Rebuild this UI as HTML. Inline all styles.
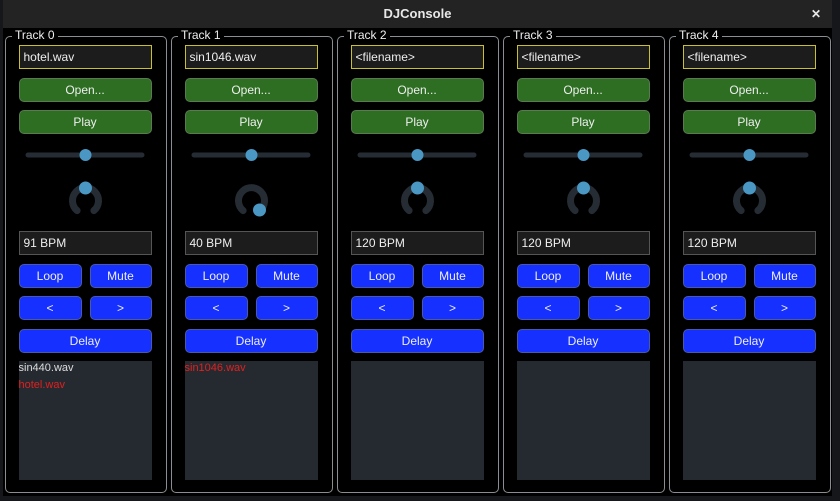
<!DOCTYPE html>
<html><head><meta charset="utf-8"><style>
*{box-sizing:border-box;margin:0;padding:0}
body{width:840px;height:501px;background:#16171b;font-family:"Liberation Sans",sans-serif;position:relative;overflow:hidden;font-size:12px;color:#fff}
#win{position:absolute;left:3px;top:0;width:829px;height:496px;background:#000}
#title{position:absolute;left:0;top:0;width:829px;height:28px;background:#232323;text-align:center;line-height:28px;font-weight:bold;font-size:13px;color:#e8e8e8}
#close{position:absolute;right:11px;top:0;font-size:12px;font-weight:bold}
.tr{position:absolute;top:36px;width:162px;height:457px;border:1.5px solid #8a8e92;border-radius:5px}
.lbl{position:absolute;left:6px;top:-9px;background:#000;padding:0 3px;font-size:12px;color:#eee}
.in{position:absolute;left:12.5px;width:133px;height:24px;background:#1c1c1c;border:1px solid #555;padding-left:4px;line-height:22px;font-size:12px;color:#eee}
.fn{top:7.5px;border-color:#c8c030}
.b{position:absolute;height:24px;border-radius:5px;text-align:center;line-height:22px;font-size:12px;color:#eee}
.g{background:#2d6e22;border:1px solid #5a7a50;left:12.5px;width:133px}
.bl{background:#1530ff;border:1px solid #4a5aa8}
.list{position:absolute;left:12.5px;top:323.5px;width:133px;height:119px;background:#252a30;font-size:11px;padding-top:0}
</style></head><body>
<div id="win"><div id="title">DJConsole<span id="close">✕</span></div></div>

<div class="tr" style="left:5px"><div class="lbl">Track 0</div>
<div class="in fn">hotel.wav</div>
<div class="b g" style="top:40.5px">Open...</div><div class="b g" style="top:72.5px">Play</div>
<svg style="position:absolute;left:0;top:100px" width="158" height="90"><rect x="19.5" y="15.5" width="119" height="5" rx="2.5" fill="#262c33"/><circle cx="79.5" cy="18" r="6" fill="#4a97c4"/>
<path d="M71.1 73.6 A13 13 0 1 1 87.9 73.6" fill="none" stroke="#262c33" stroke-width="7" stroke-linecap="round"/><circle cx="79.5" cy="51" r="6.5" fill="#4a97c4"/></svg>
<div class="in" style="top:193.5px">91 BPM</div>
<div class="b bl" style="top:226.5px;left:12.5px;width:63px">Loop</div><div class="b bl" style="top:226.5px;left:83.5px;width:62px">Mute</div>
<div class="b bl" style="top:258.5px;left:12.5px;width:63px">&lt;</div><div class="b bl" style="top:258.5px;left:83.5px;width:62px">&gt;</div>
<div class="b bl" style="top:291.5px;left:12.5px;width:133px">Delay</div>
<div class="list"><div style="color:#ddd;height:18px;line-height:14px">sin440.wav</div><div style="color:#e02020">hotel.wav</div></div></div>

<div class="tr" style="left:171px"><div class="lbl">Track 1</div>
<div class="in fn">sin1046.wav</div>
<div class="b g" style="top:40.5px">Open...</div><div class="b g" style="top:72.5px">Play</div>
<svg style="position:absolute;left:0;top:100px" width="158" height="90"><rect x="19.5" y="15.5" width="119" height="5" rx="2.5" fill="#262c33"/><circle cx="79.5" cy="18" r="6" fill="#4a97c4"/>
<path d="M71.1 73.6 A13 13 0 1 1 87.9 73.6" fill="none" stroke="#262c33" stroke-width="7" stroke-linecap="round"/><circle cx="87.5" cy="73" r="6.5" fill="#4a97c4"/></svg>
<div class="in" style="top:193.5px">40 BPM</div>
<div class="b bl" style="top:226.5px;left:12.5px;width:63px">Loop</div><div class="b bl" style="top:226.5px;left:83.5px;width:62px">Mute</div>
<div class="b bl" style="top:258.5px;left:12.5px;width:63px">&lt;</div><div class="b bl" style="top:258.5px;left:83.5px;width:62px">&gt;</div>
<div class="b bl" style="top:291.5px;left:12.5px;width:133px">Delay</div>
<div class="list"><div style="color:#e02020;line-height:14px">sin1046.wav</div></div></div>

<div class="tr" style="left:337px"><div class="lbl">Track 2</div>
<div class="in fn">&lt;filename&gt;</div>
<div class="b g" style="top:40.5px">Open...</div><div class="b g" style="top:72.5px">Play</div>
<svg style="position:absolute;left:0;top:100px" width="158" height="90"><rect x="19.5" y="15.5" width="119" height="5" rx="2.5" fill="#262c33"/><circle cx="79.5" cy="18" r="6" fill="#4a97c4"/>
<path d="M71.1 73.6 A13 13 0 1 1 87.9 73.6" fill="none" stroke="#262c33" stroke-width="7" stroke-linecap="round"/><circle cx="79.5" cy="51" r="6.5" fill="#4a97c4"/></svg>
<div class="in" style="top:193.5px">120 BPM</div>
<div class="b bl" style="top:226.5px;left:12.5px;width:63px">Loop</div><div class="b bl" style="top:226.5px;left:83.5px;width:62px">Mute</div>
<div class="b bl" style="top:258.5px;left:12.5px;width:63px">&lt;</div><div class="b bl" style="top:258.5px;left:83.5px;width:62px">&gt;</div>
<div class="b bl" style="top:291.5px;left:12.5px;width:133px">Delay</div>
<div class="list"></div></div>

<div class="tr" style="left:503px"><div class="lbl">Track 3</div>
<div class="in fn">&lt;filename&gt;</div>
<div class="b g" style="top:40.5px">Open...</div><div class="b g" style="top:72.5px">Play</div>
<svg style="position:absolute;left:0;top:100px" width="158" height="90"><rect x="19.5" y="15.5" width="119" height="5" rx="2.5" fill="#262c33"/><circle cx="79.5" cy="18" r="6" fill="#4a97c4"/>
<path d="M71.1 73.6 A13 13 0 1 1 87.9 73.6" fill="none" stroke="#262c33" stroke-width="7" stroke-linecap="round"/><circle cx="79.5" cy="51" r="6.5" fill="#4a97c4"/></svg>
<div class="in" style="top:193.5px">120 BPM</div>
<div class="b bl" style="top:226.5px;left:12.5px;width:63px">Loop</div><div class="b bl" style="top:226.5px;left:83.5px;width:62px">Mute</div>
<div class="b bl" style="top:258.5px;left:12.5px;width:63px">&lt;</div><div class="b bl" style="top:258.5px;left:83.5px;width:62px">&gt;</div>
<div class="b bl" style="top:291.5px;left:12.5px;width:133px">Delay</div>
<div class="list"></div></div>

<div class="tr" style="left:669px"><div class="lbl">Track 4</div>
<div class="in fn">&lt;filename&gt;</div>
<div class="b g" style="top:40.5px">Open...</div><div class="b g" style="top:72.5px">Play</div>
<svg style="position:absolute;left:0;top:100px" width="158" height="90"><rect x="19.5" y="15.5" width="119" height="5" rx="2.5" fill="#262c33"/><circle cx="79.5" cy="18" r="6" fill="#4a97c4"/>
<path d="M71.1 73.6 A13 13 0 1 1 87.9 73.6" fill="none" stroke="#262c33" stroke-width="7" stroke-linecap="round"/><circle cx="79.5" cy="51" r="6.5" fill="#4a97c4"/></svg>
<div class="in" style="top:193.5px">120 BPM</div>
<div class="b bl" style="top:226.5px;left:12.5px;width:63px">Loop</div><div class="b bl" style="top:226.5px;left:83.5px;width:62px">Mute</div>
<div class="b bl" style="top:258.5px;left:12.5px;width:63px">&lt;</div><div class="b bl" style="top:258.5px;left:83.5px;width:62px">&gt;</div>
<div class="b bl" style="top:291.5px;left:12.5px;width:133px">Delay</div>
<div class="list"></div></div>
</body></html>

◇ ◇ ◇ ◇

Transcribe the full listing character for character. Pictures are excluded.

- Answer below -
Rebuild this UI as HTML. Inline all styles.
<!DOCTYPE html>
<html><head><meta charset="utf-8"><style>
*{box-sizing:border-box;margin:0;padding:0}
body{width:840px;height:501px;background:#16171b;font-family:"Liberation Sans",sans-serif;position:relative;overflow:hidden;font-size:12px;color:#fff}
#win{position:absolute;left:3px;top:0;width:829px;height:496px;background:#000}
#title{position:absolute;left:0;top:0;width:829px;height:28px;background:#232323;text-align:center;line-height:28px;font-weight:bold;font-size:13px;color:#e8e8e8}
#close{position:absolute;right:11px;top:0;font-size:12px;font-weight:bold}
.tr{position:absolute;top:36px;width:162px;height:457px;border:1.5px solid #8a8e92;border-radius:5px}
.lbl{position:absolute;left:6px;top:-9px;background:#000;padding:0 3px;font-size:12px;color:#eee}
.in{position:absolute;left:12.5px;width:133px;height:24px;background:#1c1c1c;border:1px solid #555;padding-left:4px;line-height:22px;font-size:12px;color:#eee}
.fn{top:7.5px;border-color:#c8c030}
.b{position:absolute;height:24px;border-radius:5px;text-align:center;line-height:22px;font-size:12px;color:#eee}
.g{background:#2d6e22;border:1px solid #5a7a50;left:12.5px;width:133px}
.bl{background:#1530ff;border:1px solid #4a5aa8}
.list{position:absolute;left:12.5px;top:323.5px;width:133px;height:119px;background:#252a30;font-size:11px;padding-top:0}
</style></head><body>
<div id="win"><div id="title">DJConsole<span id="close">✕</span></div></div>

<div class="tr" style="left:5px"><div class="lbl">Track 0</div>
<div class="in fn">hotel.wav</div>
<div class="b g" style="top:40.5px">Open...</div><div class="b g" style="top:72.5px">Play</div>
<svg style="position:absolute;left:0;top:100px" width="158" height="90"><rect x="19.5" y="15.5" width="119" height="5" rx="2.5" fill="#262c33"/><circle cx="79.5" cy="18" r="6" fill="#4a97c4"/>
<path d="M71.1 73.6 A13 13 0 1 1 87.9 73.6" fill="none" stroke="#262c33" stroke-width="7" stroke-linecap="round"/><circle cx="79.5" cy="51" r="6.5" fill="#4a97c4"/></svg>
<div class="in" style="top:193.5px">91 BPM</div>
<div class="b bl" style="top:226.5px;left:12.5px;width:63px">Loop</div><div class="b bl" style="top:226.5px;left:83.5px;width:62px">Mute</div>
<div class="b bl" style="top:258.5px;left:12.5px;width:63px">&lt;</div><div class="b bl" style="top:258.5px;left:83.5px;width:62px">&gt;</div>
<div class="b bl" style="top:291.5px;left:12.5px;width:133px">Delay</div>
<div class="list"><div style="color:#ddd;height:18px;line-height:14px">sin440.wav</div><div style="color:#e02020">hotel.wav</div></div></div>

<div class="tr" style="left:171px"><div class="lbl">Track 1</div>
<div class="in fn">sin1046.wav</div>
<div class="b g" style="top:40.5px">Open...</div><div class="b g" style="top:72.5px">Play</div>
<svg style="position:absolute;left:0;top:100px" width="158" height="90"><rect x="19.5" y="15.5" width="119" height="5" rx="2.5" fill="#262c33"/><circle cx="79.5" cy="18" r="6" fill="#4a97c4"/>
<path d="M71.1 73.6 A13 13 0 1 1 87.9 73.6" fill="none" stroke="#262c33" stroke-width="7" stroke-linecap="round"/><circle cx="87.5" cy="73" r="6.5" fill="#4a97c4"/></svg>
<div class="in" style="top:193.5px">40 BPM</div>
<div class="b bl" style="top:226.5px;left:12.5px;width:63px">Loop</div><div class="b bl" style="top:226.5px;left:83.5px;width:62px">Mute</div>
<div class="b bl" style="top:258.5px;left:12.5px;width:63px">&lt;</div><div class="b bl" style="top:258.5px;left:83.5px;width:62px">&gt;</div>
<div class="b bl" style="top:291.5px;left:12.5px;width:133px">Delay</div>
<div class="list"><div style="color:#e02020;line-height:14px">sin1046.wav</div></div></div>

<div class="tr" style="left:337px"><div class="lbl">Track 2</div>
<div class="in fn">&lt;filename&gt;</div>
<div class="b g" style="top:40.5px">Open...</div><div class="b g" style="top:72.5px">Play</div>
<svg style="position:absolute;left:0;top:100px" width="158" height="90"><rect x="19.5" y="15.5" width="119" height="5" rx="2.5" fill="#262c33"/><circle cx="79.5" cy="18" r="6" fill="#4a97c4"/>
<path d="M71.1 73.6 A13 13 0 1 1 87.9 73.6" fill="none" stroke="#262c33" stroke-width="7" stroke-linecap="round"/><circle cx="79.5" cy="51" r="6.5" fill="#4a97c4"/></svg>
<div class="in" style="top:193.5px">120 BPM</div>
<div class="b bl" style="top:226.5px;left:12.5px;width:63px">Loop</div><div class="b bl" style="top:226.5px;left:83.5px;width:62px">Mute</div>
<div class="b bl" style="top:258.5px;left:12.5px;width:63px">&lt;</div><div class="b bl" style="top:258.5px;left:83.5px;width:62px">&gt;</div>
<div class="b bl" style="top:291.5px;left:12.5px;width:133px">Delay</div>
<div class="list"></div></div>

<div class="tr" style="left:503px"><div class="lbl">Track 3</div>
<div class="in fn">&lt;filename&gt;</div>
<div class="b g" style="top:40.5px">Open...</div><div class="b g" style="top:72.5px">Play</div>
<svg style="position:absolute;left:0;top:100px" width="158" height="90"><rect x="19.5" y="15.5" width="119" height="5" rx="2.5" fill="#262c33"/><circle cx="79.5" cy="18" r="6" fill="#4a97c4"/>
<path d="M71.1 73.6 A13 13 0 1 1 87.9 73.6" fill="none" stroke="#262c33" stroke-width="7" stroke-linecap="round"/><circle cx="79.5" cy="51" r="6.5" fill="#4a97c4"/></svg>
<div class="in" style="top:193.5px">120 BPM</div>
<div class="b bl" style="top:226.5px;left:12.5px;width:63px">Loop</div><div class="b bl" style="top:226.5px;left:83.5px;width:62px">Mute</div>
<div class="b bl" style="top:258.5px;left:12.5px;width:63px">&lt;</div><div class="b bl" style="top:258.5px;left:83.5px;width:62px">&gt;</div>
<div class="b bl" style="top:291.5px;left:12.5px;width:133px">Delay</div>
<div class="list"></div></div>

<div class="tr" style="left:669px"><div class="lbl">Track 4</div>
<div class="in fn">&lt;filename&gt;</div>
<div class="b g" style="top:40.5px">Open...</div><div class="b g" style="top:72.5px">Play</div>
<svg style="position:absolute;left:0;top:100px" width="158" height="90"><rect x="19.5" y="15.5" width="119" height="5" rx="2.5" fill="#262c33"/><circle cx="79.5" cy="18" r="6" fill="#4a97c4"/>
<path d="M71.1 73.6 A13 13 0 1 1 87.9 73.6" fill="none" stroke="#262c33" stroke-width="7" stroke-linecap="round"/><circle cx="79.5" cy="51" r="6.5" fill="#4a97c4"/></svg>
<div class="in" style="top:193.5px">120 BPM</div>
<div class="b bl" style="top:226.5px;left:12.5px;width:63px">Loop</div><div class="b bl" style="top:226.5px;left:83.5px;width:62px">Mute</div>
<div class="b bl" style="top:258.5px;left:12.5px;width:63px">&lt;</div><div class="b bl" style="top:258.5px;left:83.5px;width:62px">&gt;</div>
<div class="b bl" style="top:291.5px;left:12.5px;width:133px">Delay</div>
<div class="list"></div></div>
</body></html>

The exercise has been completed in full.